The adverse inference requested concerned the work that the Canada Revenue Agency (the
“CRA” ) auditor, Mr. Terry Condia carried out. Specifically, as part of his audit Mr. Condia attended at the restaurant Tomoya and downloaded the POS information from the Profitek software. Mr. Condia did not testify at trial.
 The data Mr. Condia obtained from the Appellants’ computer was relied upon by the other auditors with the CRA, ultimately leading to the reassessments before the Court. The Appellants’ counsel in submissions did not go as far as to say that Mr. Condia likely changed the relevant data from the POS system to the detriment of the Appellants. He did argue that Mr. Condia might have done this. Upon this basis the Appellants’ counsel states that the POS data used by the CRA cannot be relied upon. This is because Mr. Condia could not be crossed-examined at trial so as to determine whether he made any changes to the data downloaded at Tomoya.
 I have a few comments to make in dismissing the Appellants’ request that I make an adverse inference concerning this evidence. First, when I look to the Appellants’ pleadings in all three matters, they do not raise this issue. The Appellants did not plead, with any specificity, that Mr. Condia’s work was in doubt, nor was fraud alleged.  Pleadings are to set out the position a party has to meet. They can be amended after discoveries, and in rare instances, even as late as during the trial.
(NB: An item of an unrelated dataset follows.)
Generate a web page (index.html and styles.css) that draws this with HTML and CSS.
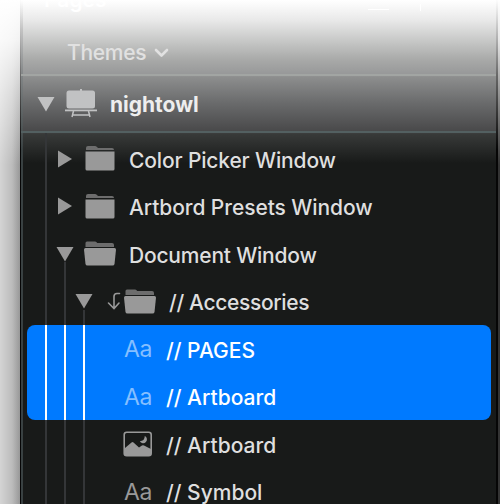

 Nothing in the pleadings would lead the Respondent to anticipate Mr. Condia’s involvement in the audit, downloading the POS system, was a live issue for trial. I also note that the Appellants neither subpoenaed Mr. Condia, nor provided the Court with any record of attempts to have the Respondent bring him as a witness. No evidence was lead that Mr. Condia was under the exclusive control of the Respondent.
 Secondly, the role of assumptions in tax litigation have been set out in many decisions. While I do not feel the need to summarize the case law in this area, suffice it to say that the Respondent can rely upon the assumptions of the Minister without calling evidence to support the assumptions. The Appellants must call evidence to destroy the assumptions that are detrimental to their case in order to be successful. This did not occur.
 Finally, I do not find anything in the evidence that would lead me to believe the Appellants were prejudiced by Mr. Condia’s non-attendance at trial. I repeatedly asked the Appellants’ counsel to describe the concerns he had with Mr. Condia’s work. The description of the Appellants’ concerns was minimal at best. I believe it involved a working paper, prepared by CRA, having Tomoya as the party named, as opposed to Hot Road Prime Rib Restuarant, which was the name that Profitek software generated. This caused me no concern at all about the veracity of the downloaded data.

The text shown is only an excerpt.